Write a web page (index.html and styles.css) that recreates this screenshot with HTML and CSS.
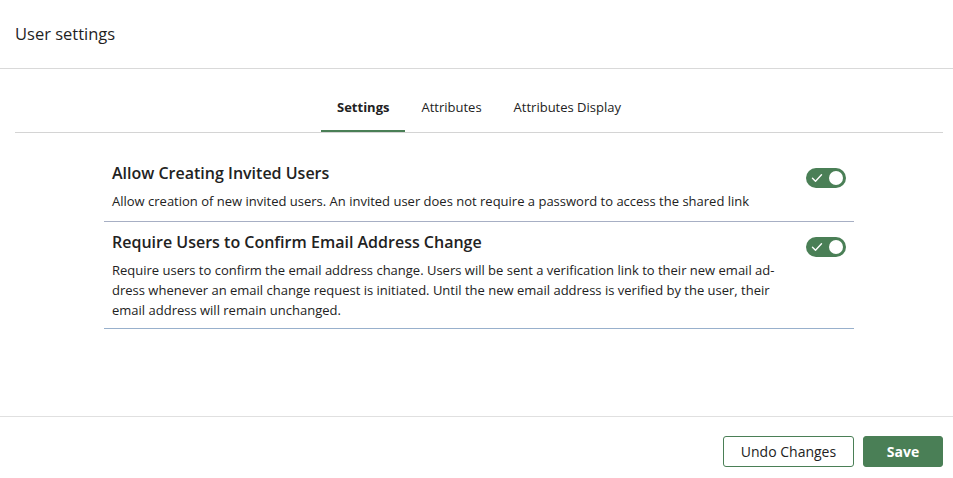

########################################

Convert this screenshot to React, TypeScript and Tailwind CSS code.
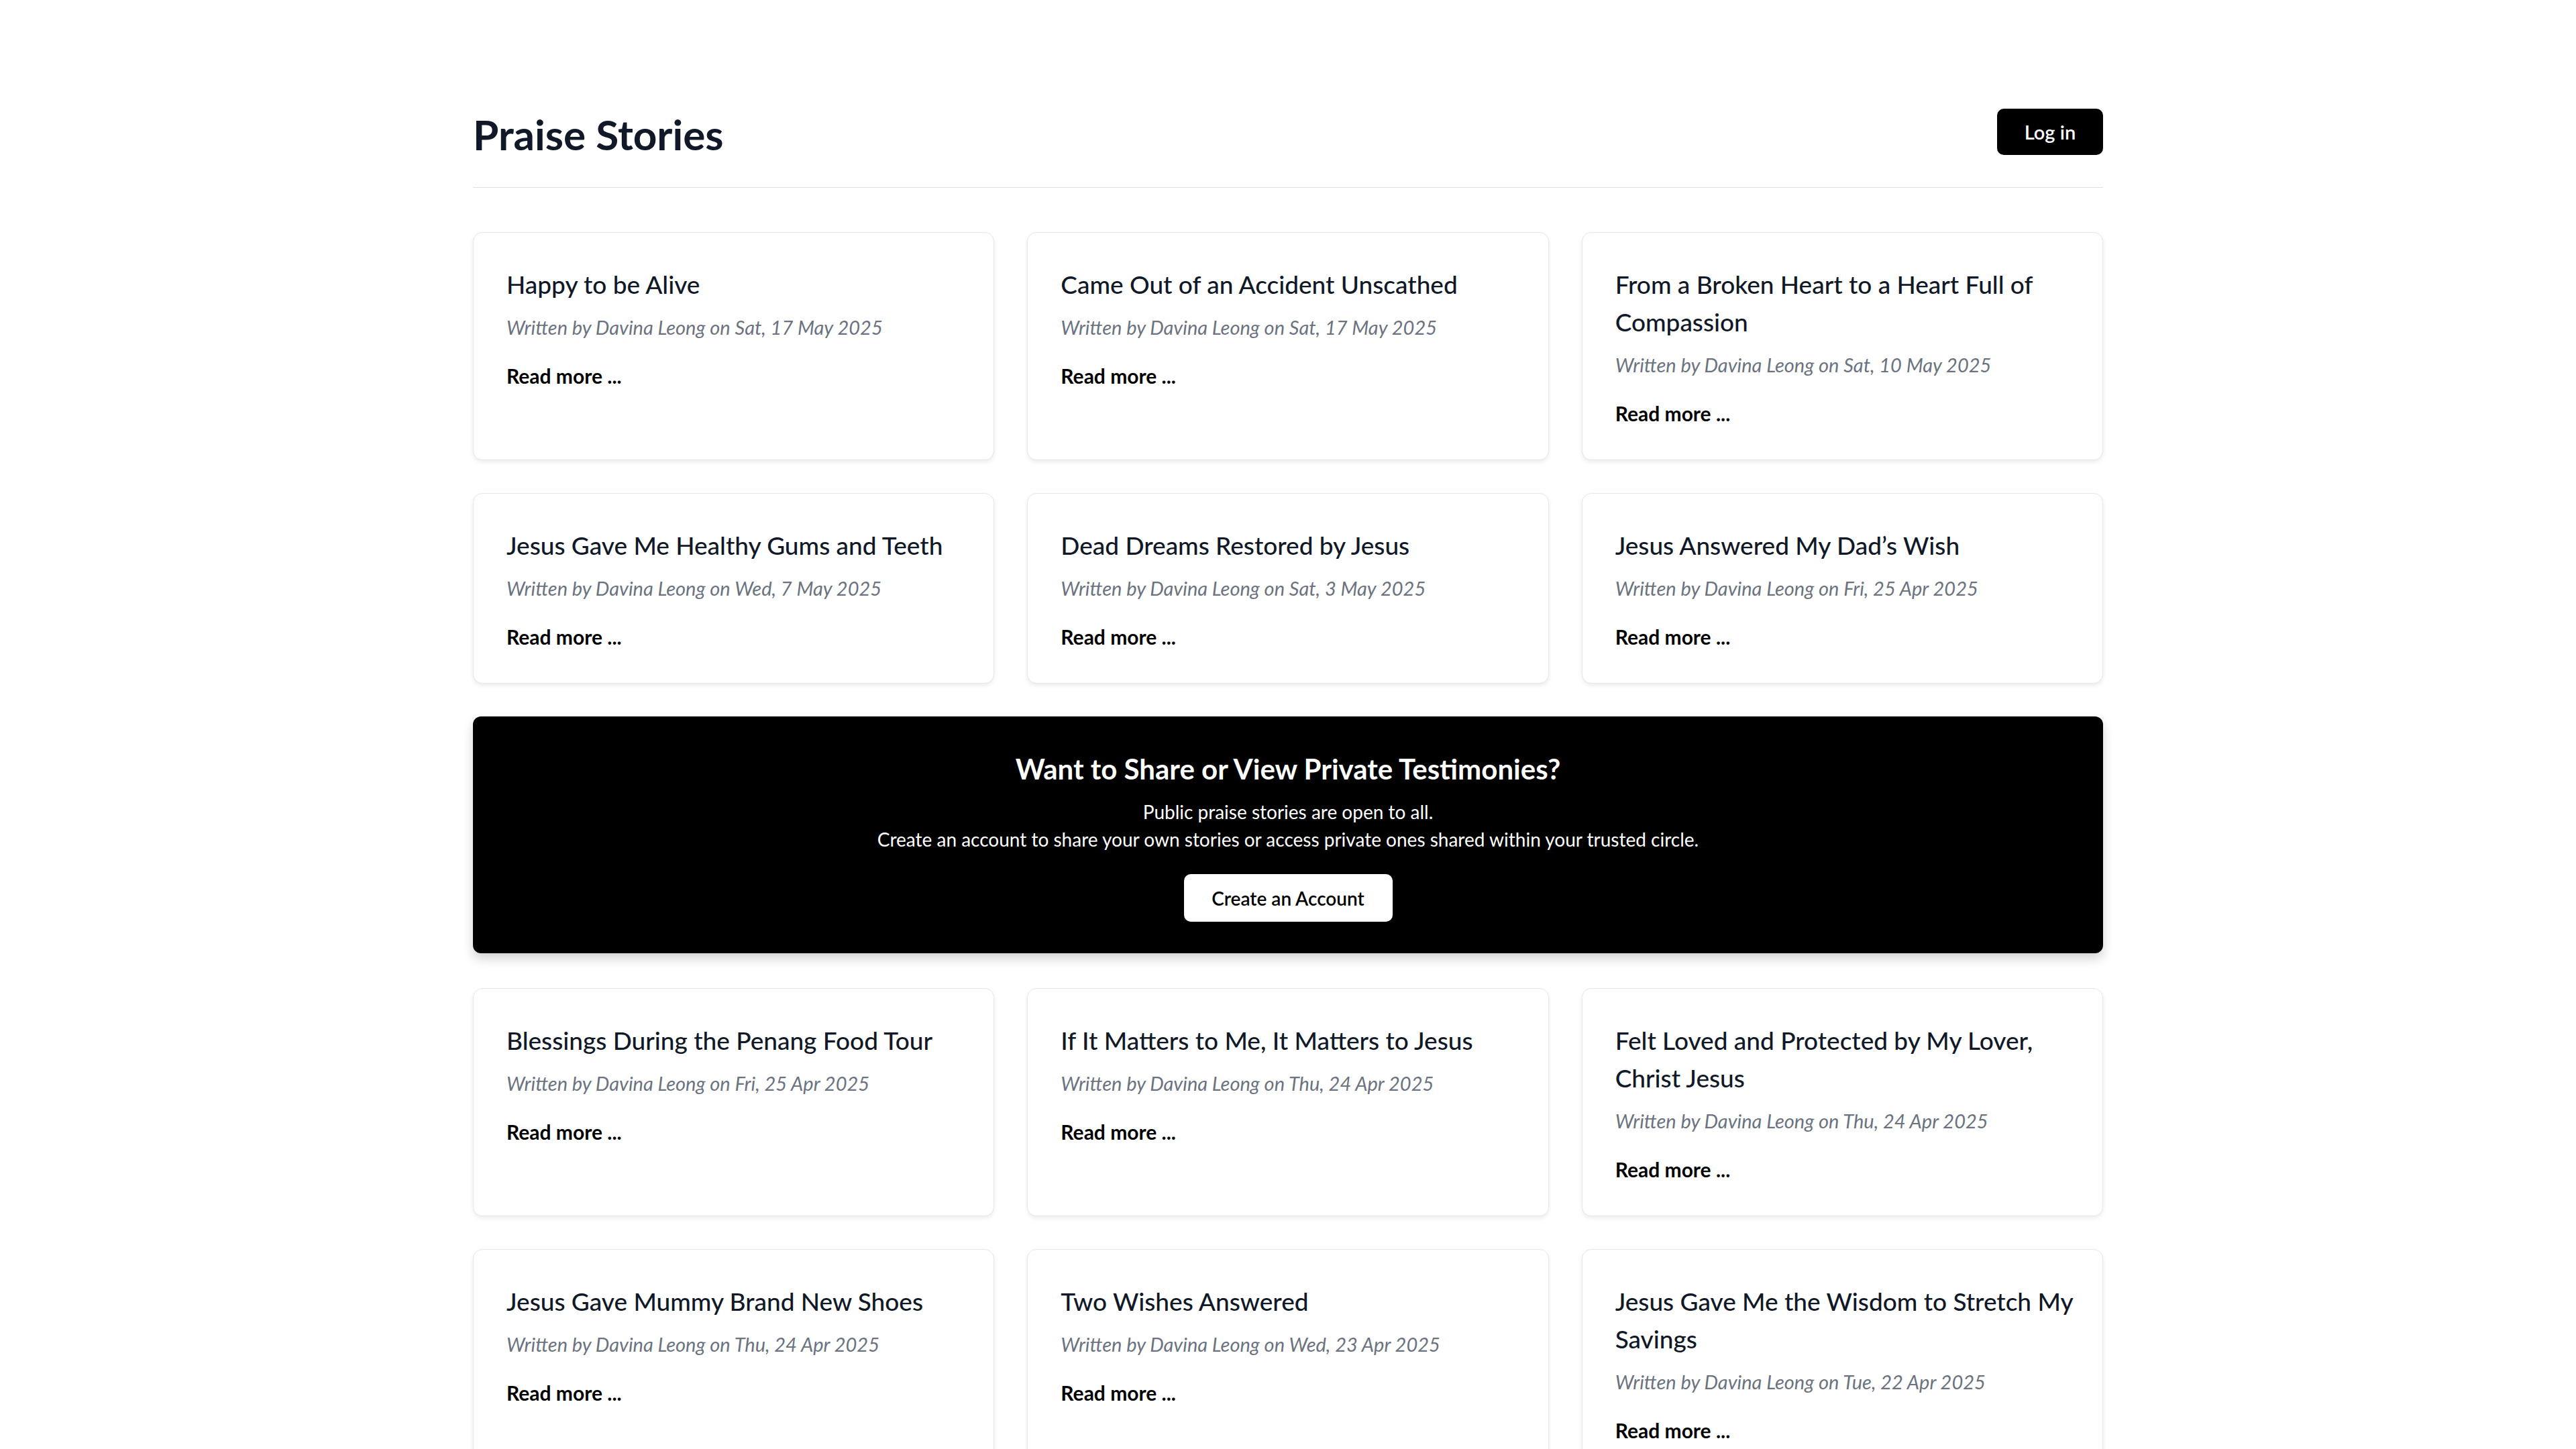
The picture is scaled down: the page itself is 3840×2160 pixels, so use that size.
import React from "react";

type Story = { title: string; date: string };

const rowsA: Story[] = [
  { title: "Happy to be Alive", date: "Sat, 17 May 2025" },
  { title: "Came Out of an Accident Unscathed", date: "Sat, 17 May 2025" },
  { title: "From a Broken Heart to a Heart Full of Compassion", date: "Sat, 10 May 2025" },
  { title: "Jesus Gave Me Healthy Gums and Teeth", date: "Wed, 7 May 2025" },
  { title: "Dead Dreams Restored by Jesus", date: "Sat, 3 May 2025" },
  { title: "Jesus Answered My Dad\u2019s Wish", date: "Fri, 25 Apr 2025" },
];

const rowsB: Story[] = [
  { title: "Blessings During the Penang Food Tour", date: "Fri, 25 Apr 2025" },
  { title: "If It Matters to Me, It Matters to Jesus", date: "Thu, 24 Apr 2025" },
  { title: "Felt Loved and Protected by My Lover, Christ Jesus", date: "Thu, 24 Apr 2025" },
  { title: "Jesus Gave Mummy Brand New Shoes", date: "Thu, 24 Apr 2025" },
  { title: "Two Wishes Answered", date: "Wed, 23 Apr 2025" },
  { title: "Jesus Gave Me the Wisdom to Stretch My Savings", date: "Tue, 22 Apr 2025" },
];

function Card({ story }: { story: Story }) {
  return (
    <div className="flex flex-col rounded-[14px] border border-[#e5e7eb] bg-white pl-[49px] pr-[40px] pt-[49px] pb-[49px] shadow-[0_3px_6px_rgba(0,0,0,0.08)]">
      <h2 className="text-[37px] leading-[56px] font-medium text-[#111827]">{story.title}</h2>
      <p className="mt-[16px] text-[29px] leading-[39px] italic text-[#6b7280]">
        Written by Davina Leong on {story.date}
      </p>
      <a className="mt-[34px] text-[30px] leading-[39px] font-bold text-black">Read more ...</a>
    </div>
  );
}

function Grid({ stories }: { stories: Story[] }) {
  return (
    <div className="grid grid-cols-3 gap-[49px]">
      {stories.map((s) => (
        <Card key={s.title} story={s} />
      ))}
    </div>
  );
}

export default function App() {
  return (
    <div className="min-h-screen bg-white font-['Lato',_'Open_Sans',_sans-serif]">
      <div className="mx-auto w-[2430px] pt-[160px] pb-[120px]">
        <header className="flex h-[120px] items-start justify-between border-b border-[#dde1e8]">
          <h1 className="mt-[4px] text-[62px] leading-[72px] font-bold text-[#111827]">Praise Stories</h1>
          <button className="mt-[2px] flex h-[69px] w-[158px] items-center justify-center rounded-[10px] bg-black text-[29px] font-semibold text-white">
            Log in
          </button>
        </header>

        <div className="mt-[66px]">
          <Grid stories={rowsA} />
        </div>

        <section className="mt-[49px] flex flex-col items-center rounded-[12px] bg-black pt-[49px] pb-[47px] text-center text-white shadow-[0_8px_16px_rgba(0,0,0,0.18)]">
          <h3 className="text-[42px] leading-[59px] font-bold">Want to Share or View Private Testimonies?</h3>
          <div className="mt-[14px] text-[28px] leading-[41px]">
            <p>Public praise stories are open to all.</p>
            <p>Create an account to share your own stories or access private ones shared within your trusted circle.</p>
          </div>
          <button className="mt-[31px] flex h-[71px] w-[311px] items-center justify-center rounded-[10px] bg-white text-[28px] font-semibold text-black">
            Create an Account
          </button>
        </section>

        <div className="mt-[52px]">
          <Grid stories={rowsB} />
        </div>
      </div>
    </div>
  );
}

########################################

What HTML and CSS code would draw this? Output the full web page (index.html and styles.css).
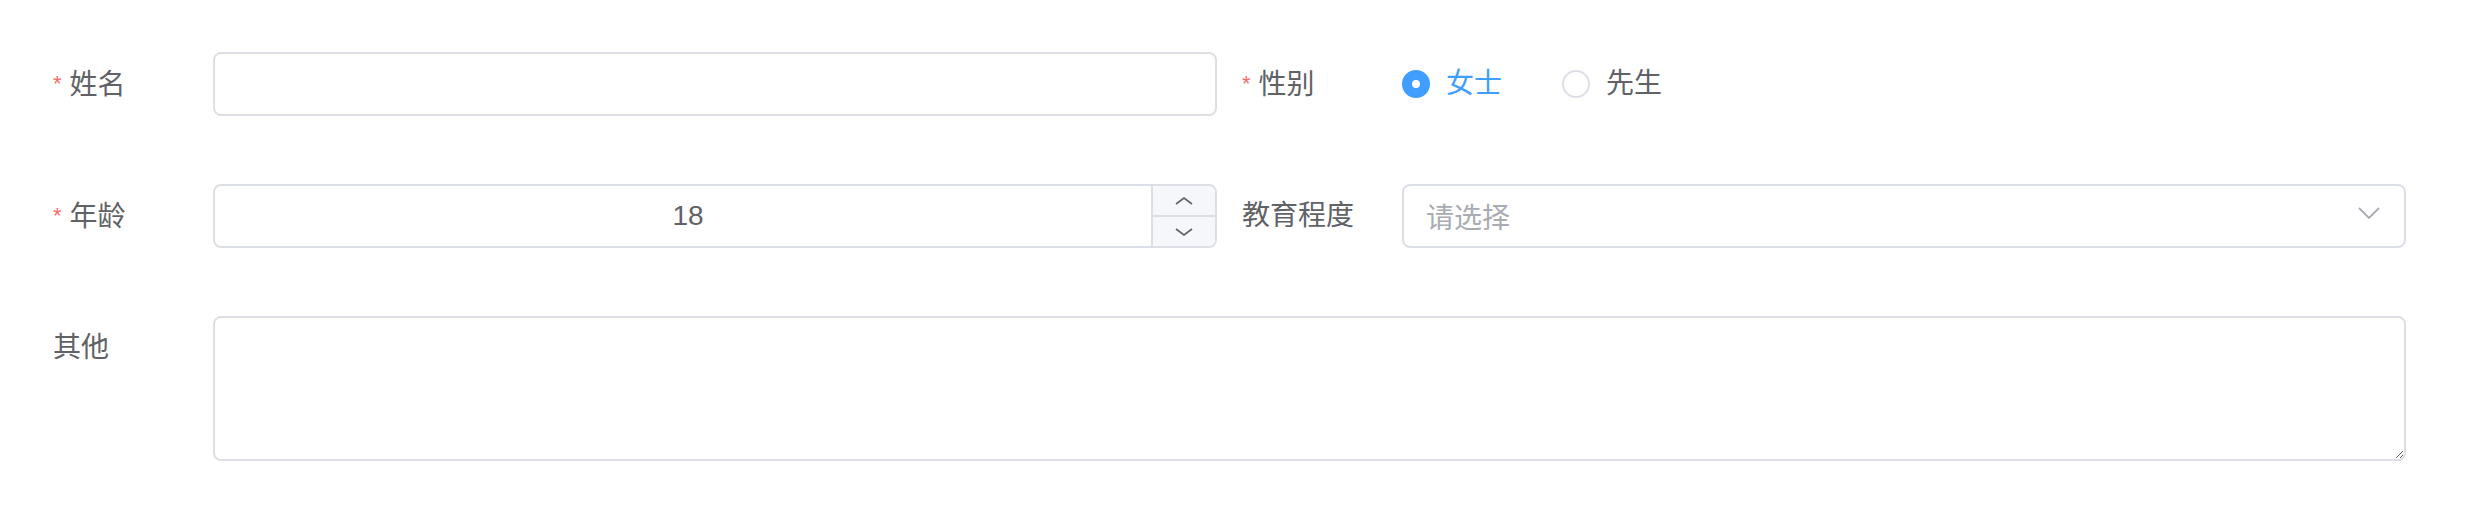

########################################

> What to work on: Gather from the data above every line with the string "that".

> The response:
Write a web page (index.html and styles.css) that recreates this screenshot with HTML and CSS.
The picture is scaled down: the page itself is 3840×2160 pixels, so use that size.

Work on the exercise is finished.